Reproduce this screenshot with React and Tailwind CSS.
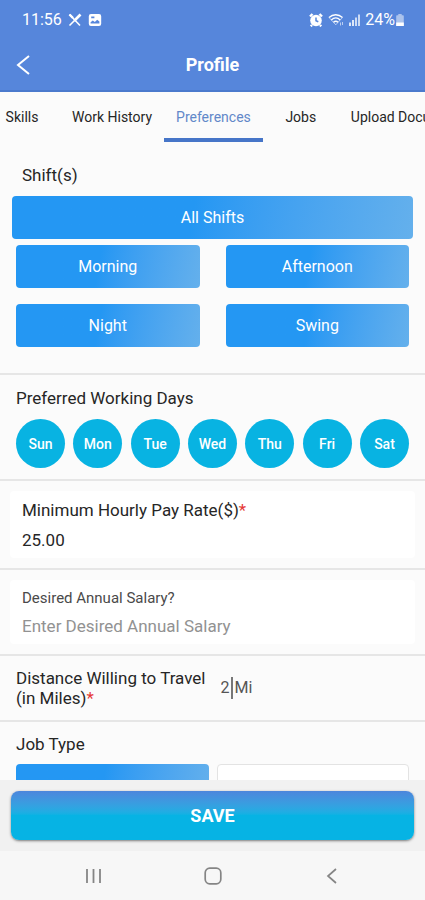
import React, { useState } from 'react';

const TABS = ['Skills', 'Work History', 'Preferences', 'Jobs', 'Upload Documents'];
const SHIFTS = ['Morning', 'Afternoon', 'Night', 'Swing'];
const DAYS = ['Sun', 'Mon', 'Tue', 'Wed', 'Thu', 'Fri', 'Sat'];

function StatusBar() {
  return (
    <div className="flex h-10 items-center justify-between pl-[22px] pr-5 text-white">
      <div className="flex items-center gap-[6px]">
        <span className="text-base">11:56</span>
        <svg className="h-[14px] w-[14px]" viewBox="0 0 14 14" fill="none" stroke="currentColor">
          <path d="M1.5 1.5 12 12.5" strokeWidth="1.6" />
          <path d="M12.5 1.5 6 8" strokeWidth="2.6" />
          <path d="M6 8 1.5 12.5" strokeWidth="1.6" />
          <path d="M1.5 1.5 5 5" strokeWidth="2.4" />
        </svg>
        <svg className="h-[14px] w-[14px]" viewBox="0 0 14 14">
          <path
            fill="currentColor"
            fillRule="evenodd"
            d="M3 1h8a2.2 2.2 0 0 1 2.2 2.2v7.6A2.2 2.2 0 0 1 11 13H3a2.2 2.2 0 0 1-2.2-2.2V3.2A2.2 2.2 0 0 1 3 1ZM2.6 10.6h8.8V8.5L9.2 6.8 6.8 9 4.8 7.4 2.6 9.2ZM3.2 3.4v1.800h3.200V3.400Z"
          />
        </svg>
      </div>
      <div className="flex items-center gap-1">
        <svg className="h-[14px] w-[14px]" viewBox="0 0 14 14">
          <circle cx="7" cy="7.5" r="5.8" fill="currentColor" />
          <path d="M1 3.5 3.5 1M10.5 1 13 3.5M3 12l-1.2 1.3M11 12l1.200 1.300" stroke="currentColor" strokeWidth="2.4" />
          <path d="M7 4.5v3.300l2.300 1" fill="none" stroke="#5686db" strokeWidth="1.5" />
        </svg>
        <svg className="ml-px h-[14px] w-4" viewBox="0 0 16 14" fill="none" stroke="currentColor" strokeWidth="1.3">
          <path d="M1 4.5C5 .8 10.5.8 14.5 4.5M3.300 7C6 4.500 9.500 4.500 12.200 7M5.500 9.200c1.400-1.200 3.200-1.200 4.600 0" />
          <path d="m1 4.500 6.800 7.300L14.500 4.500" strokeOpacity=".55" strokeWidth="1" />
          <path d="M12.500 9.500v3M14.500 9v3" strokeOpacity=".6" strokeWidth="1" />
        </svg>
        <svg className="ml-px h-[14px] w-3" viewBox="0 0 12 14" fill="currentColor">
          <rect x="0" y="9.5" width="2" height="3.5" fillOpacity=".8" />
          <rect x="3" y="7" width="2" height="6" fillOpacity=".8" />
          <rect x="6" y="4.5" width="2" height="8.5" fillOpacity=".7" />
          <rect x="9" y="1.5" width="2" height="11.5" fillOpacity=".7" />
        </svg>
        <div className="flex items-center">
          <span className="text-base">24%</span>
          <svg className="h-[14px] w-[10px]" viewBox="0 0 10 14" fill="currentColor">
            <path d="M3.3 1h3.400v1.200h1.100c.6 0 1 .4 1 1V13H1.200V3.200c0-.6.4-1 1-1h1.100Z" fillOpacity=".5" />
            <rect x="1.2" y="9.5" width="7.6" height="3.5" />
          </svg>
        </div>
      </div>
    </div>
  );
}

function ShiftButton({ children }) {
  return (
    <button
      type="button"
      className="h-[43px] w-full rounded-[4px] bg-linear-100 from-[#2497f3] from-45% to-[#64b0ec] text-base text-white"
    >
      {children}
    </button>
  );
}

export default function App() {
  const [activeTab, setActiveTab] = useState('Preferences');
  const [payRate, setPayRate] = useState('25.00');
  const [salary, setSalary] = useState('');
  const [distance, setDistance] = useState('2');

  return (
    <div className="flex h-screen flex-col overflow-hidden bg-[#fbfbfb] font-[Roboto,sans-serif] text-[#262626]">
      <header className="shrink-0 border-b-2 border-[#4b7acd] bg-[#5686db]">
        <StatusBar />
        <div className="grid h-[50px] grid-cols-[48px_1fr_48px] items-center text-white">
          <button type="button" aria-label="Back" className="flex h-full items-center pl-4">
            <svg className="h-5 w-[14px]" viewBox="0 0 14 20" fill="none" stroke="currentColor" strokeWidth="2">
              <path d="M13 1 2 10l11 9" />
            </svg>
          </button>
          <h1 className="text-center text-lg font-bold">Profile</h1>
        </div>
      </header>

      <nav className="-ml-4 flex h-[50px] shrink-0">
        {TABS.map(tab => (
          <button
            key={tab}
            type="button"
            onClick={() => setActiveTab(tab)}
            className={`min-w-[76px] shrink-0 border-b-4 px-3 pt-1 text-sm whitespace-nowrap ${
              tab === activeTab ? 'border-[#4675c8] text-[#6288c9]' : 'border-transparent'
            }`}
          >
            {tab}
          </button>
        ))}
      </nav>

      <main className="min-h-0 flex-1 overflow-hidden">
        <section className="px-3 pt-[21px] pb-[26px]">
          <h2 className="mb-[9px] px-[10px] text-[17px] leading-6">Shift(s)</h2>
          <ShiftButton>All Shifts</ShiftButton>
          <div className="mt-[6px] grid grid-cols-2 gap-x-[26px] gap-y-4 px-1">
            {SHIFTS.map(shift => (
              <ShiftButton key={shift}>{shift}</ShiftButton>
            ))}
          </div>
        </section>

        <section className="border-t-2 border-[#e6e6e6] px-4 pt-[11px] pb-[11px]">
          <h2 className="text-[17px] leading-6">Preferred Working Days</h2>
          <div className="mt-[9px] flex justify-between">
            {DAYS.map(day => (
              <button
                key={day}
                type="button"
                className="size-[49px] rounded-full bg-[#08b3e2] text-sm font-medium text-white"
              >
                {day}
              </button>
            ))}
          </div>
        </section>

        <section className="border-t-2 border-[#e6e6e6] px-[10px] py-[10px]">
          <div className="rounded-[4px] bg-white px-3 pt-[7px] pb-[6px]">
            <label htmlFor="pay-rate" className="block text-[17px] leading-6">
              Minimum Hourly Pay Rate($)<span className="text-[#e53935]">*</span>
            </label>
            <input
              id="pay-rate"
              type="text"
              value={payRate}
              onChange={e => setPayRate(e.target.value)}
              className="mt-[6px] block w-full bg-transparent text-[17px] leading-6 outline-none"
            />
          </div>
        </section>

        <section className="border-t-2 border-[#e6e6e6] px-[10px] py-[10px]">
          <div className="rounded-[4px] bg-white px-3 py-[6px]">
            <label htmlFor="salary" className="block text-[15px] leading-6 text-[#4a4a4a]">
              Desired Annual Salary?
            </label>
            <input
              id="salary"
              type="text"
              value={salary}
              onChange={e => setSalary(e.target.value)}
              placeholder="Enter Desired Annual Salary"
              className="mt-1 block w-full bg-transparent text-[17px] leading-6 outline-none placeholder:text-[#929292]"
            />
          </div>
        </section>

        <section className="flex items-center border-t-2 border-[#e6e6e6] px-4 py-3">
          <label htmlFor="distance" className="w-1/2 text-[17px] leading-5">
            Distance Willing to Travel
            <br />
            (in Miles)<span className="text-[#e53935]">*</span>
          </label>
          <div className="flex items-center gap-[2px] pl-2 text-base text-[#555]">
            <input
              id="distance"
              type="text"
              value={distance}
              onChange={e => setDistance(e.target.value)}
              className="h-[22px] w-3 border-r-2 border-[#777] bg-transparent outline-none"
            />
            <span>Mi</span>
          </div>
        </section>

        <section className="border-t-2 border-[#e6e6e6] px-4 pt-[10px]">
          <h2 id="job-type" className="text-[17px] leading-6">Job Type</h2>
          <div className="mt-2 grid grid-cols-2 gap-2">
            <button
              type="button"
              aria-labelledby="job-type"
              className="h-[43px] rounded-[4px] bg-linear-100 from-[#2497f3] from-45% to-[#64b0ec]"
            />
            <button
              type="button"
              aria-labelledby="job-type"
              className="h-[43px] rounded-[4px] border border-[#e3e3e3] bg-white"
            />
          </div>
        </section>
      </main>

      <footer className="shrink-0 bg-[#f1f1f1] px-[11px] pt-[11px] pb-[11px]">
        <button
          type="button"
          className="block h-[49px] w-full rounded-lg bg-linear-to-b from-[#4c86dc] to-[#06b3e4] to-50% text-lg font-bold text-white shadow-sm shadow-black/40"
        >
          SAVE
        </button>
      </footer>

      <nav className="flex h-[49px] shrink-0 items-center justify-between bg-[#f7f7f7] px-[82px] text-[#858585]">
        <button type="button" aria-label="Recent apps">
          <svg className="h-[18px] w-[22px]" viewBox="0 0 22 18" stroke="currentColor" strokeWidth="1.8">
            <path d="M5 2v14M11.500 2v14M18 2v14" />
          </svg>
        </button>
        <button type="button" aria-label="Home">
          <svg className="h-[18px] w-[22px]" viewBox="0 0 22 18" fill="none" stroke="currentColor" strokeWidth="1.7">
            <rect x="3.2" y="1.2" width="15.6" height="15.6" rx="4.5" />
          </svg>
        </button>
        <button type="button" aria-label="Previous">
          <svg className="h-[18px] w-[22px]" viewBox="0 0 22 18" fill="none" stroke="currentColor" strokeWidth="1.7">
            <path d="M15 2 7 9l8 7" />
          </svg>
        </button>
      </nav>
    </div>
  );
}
########
TASK REQUIREMENTS
Copy exactly the lines running from the beginning of the listing through the line that has "const DAYS = ['Sun', 'Mon', 'Tue', 'Wed', 'Thu', 'Fri', 'Sat'];". Drop the pictures.

RESULT
Reproduce this screenshot with React and Tailwind CSS.
import React, { useState } from 'react';

const TABS = ['Skills', 'Work History', 'Preferences', 'Jobs', 'Upload Documents'];
const SHIFTS = ['Morning', 'Afternoon', 'Night', 'Swing'];
const DAYS = ['Sun', 'Mon', 'Tue', 'Wed', 'Thu', 'Fri', 'Sat'];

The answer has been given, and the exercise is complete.